Examine the records and identify each line that includes the string "React". Copy those lines.

--------------------------------

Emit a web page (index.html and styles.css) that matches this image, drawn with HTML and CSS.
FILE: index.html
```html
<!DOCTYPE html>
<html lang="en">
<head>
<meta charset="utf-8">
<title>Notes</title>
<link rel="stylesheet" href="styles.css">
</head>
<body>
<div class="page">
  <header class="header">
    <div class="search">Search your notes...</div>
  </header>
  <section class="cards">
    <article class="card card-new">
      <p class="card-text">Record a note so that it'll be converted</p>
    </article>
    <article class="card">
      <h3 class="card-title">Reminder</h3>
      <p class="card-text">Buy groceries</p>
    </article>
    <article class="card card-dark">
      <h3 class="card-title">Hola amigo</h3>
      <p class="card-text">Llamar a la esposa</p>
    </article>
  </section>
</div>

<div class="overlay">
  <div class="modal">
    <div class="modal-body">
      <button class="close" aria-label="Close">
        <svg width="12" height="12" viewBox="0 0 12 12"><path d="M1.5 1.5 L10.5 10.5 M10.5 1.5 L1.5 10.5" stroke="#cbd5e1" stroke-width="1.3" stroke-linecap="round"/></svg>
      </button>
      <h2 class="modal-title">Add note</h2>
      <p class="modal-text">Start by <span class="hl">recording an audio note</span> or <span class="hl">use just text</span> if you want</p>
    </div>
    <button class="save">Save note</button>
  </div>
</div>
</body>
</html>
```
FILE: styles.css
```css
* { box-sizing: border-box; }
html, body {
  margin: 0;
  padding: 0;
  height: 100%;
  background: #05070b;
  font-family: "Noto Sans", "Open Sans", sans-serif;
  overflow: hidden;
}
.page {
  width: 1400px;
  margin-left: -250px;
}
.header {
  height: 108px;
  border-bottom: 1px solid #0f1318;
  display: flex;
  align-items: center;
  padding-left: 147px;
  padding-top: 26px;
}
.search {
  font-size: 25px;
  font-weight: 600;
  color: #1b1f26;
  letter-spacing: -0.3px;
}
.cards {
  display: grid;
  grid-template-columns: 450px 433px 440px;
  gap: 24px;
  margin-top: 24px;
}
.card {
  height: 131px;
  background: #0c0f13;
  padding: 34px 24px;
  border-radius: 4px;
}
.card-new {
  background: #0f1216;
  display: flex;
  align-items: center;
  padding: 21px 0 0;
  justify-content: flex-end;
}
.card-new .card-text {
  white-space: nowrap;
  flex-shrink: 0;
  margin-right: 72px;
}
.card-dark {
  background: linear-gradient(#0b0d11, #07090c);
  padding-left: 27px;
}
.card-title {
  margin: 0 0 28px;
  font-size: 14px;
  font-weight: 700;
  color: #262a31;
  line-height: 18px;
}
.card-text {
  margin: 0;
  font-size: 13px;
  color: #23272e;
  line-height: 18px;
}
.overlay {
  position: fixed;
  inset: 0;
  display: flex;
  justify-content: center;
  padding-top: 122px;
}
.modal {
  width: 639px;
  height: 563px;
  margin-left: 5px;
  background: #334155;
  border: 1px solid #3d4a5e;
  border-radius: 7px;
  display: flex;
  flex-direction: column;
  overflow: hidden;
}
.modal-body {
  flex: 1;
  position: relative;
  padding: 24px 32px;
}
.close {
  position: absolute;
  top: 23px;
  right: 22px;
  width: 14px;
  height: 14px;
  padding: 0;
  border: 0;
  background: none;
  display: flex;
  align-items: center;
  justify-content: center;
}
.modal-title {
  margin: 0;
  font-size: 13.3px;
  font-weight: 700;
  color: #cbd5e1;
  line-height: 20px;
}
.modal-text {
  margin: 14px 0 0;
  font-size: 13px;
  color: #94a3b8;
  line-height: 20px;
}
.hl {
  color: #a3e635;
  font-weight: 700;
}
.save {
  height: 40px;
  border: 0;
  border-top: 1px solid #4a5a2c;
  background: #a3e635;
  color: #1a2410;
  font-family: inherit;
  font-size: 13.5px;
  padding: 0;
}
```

--------------------------------

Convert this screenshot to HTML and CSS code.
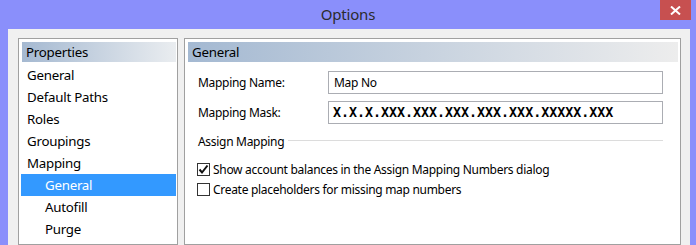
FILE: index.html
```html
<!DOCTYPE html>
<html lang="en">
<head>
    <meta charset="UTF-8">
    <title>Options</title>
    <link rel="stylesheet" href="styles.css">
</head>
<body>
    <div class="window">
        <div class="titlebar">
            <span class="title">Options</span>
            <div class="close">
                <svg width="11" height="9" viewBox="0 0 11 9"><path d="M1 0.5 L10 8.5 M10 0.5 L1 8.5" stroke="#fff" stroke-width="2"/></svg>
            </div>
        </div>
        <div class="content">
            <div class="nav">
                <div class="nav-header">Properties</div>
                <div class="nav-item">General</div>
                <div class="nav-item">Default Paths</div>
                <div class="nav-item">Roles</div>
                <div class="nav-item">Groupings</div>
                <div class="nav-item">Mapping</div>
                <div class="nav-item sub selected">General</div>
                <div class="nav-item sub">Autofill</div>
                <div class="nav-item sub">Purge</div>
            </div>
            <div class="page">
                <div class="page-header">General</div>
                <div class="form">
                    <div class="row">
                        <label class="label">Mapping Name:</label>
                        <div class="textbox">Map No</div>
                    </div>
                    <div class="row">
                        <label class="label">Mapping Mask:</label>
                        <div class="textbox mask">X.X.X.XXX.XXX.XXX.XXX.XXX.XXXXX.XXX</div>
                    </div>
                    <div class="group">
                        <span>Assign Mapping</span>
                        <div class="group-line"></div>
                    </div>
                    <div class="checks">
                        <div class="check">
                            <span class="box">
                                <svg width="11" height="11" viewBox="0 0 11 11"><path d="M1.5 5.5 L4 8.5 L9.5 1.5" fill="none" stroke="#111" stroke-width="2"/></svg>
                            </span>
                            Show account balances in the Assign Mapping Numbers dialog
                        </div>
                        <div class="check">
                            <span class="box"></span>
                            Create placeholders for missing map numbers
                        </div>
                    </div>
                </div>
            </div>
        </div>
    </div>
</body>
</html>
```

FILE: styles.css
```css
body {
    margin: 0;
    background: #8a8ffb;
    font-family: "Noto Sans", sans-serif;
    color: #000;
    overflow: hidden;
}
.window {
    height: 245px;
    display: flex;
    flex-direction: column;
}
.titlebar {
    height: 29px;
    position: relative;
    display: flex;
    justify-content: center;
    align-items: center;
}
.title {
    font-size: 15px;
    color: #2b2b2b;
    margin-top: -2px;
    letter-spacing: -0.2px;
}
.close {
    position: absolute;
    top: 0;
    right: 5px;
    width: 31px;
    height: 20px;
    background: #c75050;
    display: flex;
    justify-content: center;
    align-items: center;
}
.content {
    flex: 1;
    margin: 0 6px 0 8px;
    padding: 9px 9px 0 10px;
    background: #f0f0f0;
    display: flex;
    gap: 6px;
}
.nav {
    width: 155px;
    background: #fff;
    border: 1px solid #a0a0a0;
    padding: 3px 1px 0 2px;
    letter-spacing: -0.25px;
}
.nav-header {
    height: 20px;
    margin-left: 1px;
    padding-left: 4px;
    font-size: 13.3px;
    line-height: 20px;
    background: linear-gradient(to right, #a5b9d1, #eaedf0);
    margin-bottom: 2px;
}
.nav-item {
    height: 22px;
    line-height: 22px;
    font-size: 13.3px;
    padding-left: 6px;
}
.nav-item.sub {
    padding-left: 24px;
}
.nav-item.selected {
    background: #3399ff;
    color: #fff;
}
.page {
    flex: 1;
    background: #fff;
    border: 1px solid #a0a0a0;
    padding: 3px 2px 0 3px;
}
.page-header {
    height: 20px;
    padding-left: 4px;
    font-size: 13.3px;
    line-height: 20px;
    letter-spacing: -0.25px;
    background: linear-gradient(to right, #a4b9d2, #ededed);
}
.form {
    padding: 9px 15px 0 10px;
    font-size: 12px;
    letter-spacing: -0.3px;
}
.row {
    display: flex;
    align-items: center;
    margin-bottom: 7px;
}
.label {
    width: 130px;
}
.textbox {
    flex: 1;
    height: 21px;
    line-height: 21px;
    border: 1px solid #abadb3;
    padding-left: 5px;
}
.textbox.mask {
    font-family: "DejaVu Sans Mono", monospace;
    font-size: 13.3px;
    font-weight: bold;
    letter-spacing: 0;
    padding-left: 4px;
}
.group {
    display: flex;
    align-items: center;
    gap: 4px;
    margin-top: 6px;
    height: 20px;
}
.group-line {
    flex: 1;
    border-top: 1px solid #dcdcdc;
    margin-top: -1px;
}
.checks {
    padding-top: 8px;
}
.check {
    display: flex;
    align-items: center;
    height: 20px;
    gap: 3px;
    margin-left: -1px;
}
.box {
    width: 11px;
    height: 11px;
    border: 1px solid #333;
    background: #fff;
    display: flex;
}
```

--------------------------------

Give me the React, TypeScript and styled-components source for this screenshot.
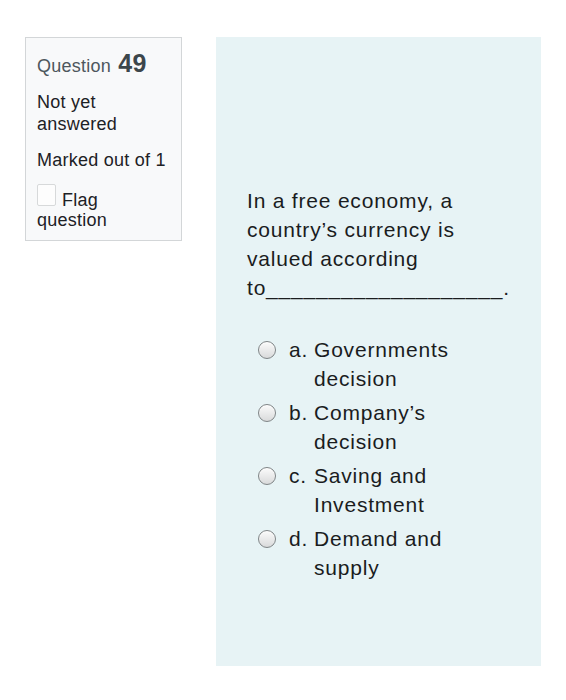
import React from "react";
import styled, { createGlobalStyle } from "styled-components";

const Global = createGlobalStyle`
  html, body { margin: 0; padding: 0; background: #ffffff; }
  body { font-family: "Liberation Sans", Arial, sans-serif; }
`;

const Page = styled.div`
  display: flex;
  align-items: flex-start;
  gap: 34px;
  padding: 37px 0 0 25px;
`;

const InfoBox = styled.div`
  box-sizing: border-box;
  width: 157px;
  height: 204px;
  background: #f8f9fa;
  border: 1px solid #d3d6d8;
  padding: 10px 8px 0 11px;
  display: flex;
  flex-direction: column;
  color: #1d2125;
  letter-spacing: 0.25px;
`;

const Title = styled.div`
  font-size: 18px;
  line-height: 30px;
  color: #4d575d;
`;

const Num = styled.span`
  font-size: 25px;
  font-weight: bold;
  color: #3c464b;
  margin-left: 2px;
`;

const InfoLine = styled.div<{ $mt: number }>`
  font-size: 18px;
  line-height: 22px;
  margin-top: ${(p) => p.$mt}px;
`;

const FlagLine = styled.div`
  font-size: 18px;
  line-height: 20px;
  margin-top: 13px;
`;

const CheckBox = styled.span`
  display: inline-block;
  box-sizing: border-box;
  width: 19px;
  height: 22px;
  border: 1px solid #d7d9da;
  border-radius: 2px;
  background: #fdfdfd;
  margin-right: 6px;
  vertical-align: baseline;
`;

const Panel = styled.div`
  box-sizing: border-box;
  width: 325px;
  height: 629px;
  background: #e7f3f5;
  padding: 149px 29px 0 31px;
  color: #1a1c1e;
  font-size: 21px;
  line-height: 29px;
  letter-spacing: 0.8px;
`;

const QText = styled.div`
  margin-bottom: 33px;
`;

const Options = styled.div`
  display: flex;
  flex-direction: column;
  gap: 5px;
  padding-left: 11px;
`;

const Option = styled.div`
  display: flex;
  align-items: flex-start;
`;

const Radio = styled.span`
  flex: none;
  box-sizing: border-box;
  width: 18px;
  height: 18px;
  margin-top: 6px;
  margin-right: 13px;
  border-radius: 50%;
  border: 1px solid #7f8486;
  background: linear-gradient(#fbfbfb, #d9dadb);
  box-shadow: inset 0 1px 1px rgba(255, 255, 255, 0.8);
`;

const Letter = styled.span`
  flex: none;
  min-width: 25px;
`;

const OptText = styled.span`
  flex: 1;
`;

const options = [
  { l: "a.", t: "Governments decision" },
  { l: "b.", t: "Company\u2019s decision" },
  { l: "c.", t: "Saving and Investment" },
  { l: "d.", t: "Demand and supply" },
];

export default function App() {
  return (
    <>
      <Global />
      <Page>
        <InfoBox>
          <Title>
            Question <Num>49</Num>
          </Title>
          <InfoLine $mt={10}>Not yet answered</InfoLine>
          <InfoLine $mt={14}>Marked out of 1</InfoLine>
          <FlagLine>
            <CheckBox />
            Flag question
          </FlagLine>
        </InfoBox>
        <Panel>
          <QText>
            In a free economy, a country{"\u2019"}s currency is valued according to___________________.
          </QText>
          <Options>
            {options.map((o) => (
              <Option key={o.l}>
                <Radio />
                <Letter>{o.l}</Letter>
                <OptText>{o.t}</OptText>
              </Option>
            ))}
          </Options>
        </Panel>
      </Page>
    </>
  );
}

--------------------------------

**THE REPLY**
Give me the React, TypeScript and styled-components source for this screenshot.
import React from "react";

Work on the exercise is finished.